See the new website: https://voicebox.sh
Released 2026-03-15 — v0.2.1 on GitHub (version bump due to an immutable release tag on GitHub)
Voicebox v0.1.x was a single-engine voice cloning app built around Qwen3-TTS. v0.2.0 is a ground-up rethink: four TTS engines, 23 languages, paralinguistic emotion controls, a post-processing effects pipeline, unlimited generation length, an async generation queue, and support for every major GPU vendor. Plus Docker.
New TTS Engines
Multi-Engine Architecture
Voicebox now runs four independent TTS engines behind a thread-safe per-engine backend registry. Switch engines per-generation from a single dropdown — no restart required.
| Engine | Languages | Size | Key Strengths |
|---|---|---|---|
| Qwen3-TTS 1.7B | 10 | ~3.5 GB | Highest quality, delivery instructions ("speak slowly", "whisper") |
| Qwen3-TTS 0.6B | 10 | ~1.2 GB | Lighter, faster variant |
| LuxTTS | English | ~300 MB | CPU-friendly, 48 kHz output, 150x realtime |
| Chatterbox Multilingual | 23 | ~3.2 GB | Broadest language coverage, zero-shot cloning |
| Chatterbox Turbo | English | ~1.5 GB | 350M params, low latency, paralinguistic tags |
Chatterbox Multilingual — 23 Languages (#257)
Zero-shot voice cloning in Arabic, Chinese, Danish, Dutch, English, Finnish, French, German, Greek, Hebrew, Hindi, Italian, Japanese, Korean, Malay, Norwegian, Polish, Portuguese, Russian, Spanish, Swahili, Swedish, and Turkish. The language dropdown dynamically filters to show only languages supported by the selected engine.
LuxTTS — Lightweight English TTS (#254)
A fast, CPU-friendly English engine. ~300 MB download, 48 kHz output, runs at 150x realtime on CPU. Good for quick drafts and machines without a GPU.
Chatterbox Turbo — Expressive English (#258)
A fast 350M-parameter English model with inline paralinguistic tags.

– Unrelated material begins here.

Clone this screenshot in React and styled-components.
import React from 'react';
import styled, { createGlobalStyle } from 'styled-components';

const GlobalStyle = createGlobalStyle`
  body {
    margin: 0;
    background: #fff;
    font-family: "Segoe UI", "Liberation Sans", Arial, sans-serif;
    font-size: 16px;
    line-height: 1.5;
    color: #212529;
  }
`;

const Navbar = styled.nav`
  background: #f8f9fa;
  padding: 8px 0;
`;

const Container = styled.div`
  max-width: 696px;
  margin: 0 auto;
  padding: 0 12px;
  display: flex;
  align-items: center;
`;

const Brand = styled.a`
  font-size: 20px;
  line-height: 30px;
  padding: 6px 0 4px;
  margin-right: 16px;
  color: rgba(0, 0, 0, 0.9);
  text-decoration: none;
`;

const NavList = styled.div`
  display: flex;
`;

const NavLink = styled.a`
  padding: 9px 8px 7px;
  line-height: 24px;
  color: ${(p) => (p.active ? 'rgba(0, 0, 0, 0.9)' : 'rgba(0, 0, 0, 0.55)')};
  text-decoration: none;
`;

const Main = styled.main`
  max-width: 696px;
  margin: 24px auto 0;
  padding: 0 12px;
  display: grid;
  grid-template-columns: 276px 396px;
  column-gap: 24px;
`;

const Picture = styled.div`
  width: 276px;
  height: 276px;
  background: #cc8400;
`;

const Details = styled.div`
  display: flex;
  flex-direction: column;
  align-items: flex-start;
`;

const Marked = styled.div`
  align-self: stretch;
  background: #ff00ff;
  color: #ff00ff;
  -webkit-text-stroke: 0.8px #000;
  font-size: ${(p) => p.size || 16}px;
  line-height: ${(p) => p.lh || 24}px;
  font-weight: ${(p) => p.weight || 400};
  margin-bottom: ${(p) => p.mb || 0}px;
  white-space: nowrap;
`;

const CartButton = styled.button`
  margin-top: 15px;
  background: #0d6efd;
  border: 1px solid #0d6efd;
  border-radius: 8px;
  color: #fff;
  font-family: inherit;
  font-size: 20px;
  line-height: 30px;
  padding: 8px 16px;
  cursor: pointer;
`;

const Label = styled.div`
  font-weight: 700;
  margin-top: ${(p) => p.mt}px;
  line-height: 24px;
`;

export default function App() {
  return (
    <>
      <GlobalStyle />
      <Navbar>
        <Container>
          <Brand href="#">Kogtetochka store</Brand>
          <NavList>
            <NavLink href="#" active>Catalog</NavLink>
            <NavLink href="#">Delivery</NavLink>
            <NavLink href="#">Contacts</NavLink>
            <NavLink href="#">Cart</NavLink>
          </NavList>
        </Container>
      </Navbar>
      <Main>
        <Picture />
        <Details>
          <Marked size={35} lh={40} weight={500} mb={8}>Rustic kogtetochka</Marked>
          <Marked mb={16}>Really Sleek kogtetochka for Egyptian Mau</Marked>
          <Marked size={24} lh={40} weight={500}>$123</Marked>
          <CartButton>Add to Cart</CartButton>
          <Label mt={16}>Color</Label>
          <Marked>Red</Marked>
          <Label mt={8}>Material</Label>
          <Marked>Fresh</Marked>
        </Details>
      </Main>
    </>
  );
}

Paralinguistic Tags Autocomplete (#265)
Type / in the text input with Chatterbox Turbo selected to open an autocomplete for 9 expressive tags that the model synthesizes inline with speech:
[laugh] [chuckle] [gasp] [cough] [sigh] [groan] [sniff] [shush] [clear throat]
Tags render as inline badges in a rich text editor and serialize cleanly to the API.
Generation
Unlimited Generation Length — Auto-Chunking (#266)

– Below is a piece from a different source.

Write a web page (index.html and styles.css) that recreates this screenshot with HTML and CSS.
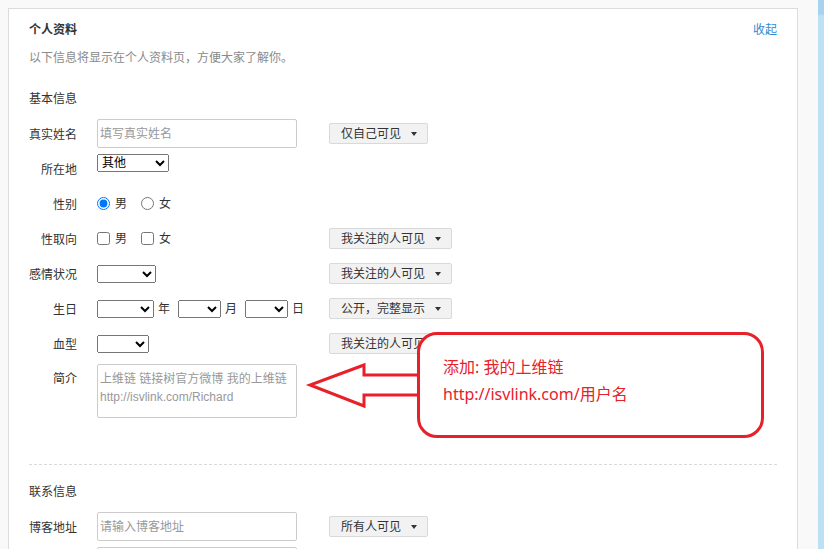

Long text is now automatically split at sentence boundaries, generated per-chunk, and crossfaded back together. Engine-agnostic — works with all four engines.
- Auto-chunking limit slider — 100–5,000 chars (default 800)
- Crossfade slider — 0–200ms (default 50ms), or 0 for a hard cut
- Max text length raised to 50,000 characters
- Smart splitting respects abbreviations (Dr., e.g., a.m.), CJK punctuation, and never breaks inside
[tags]
Asynchronous Generation Queue (#269)
Generation is now fully non-blocking. Submit a generation and start typing the next one immediately.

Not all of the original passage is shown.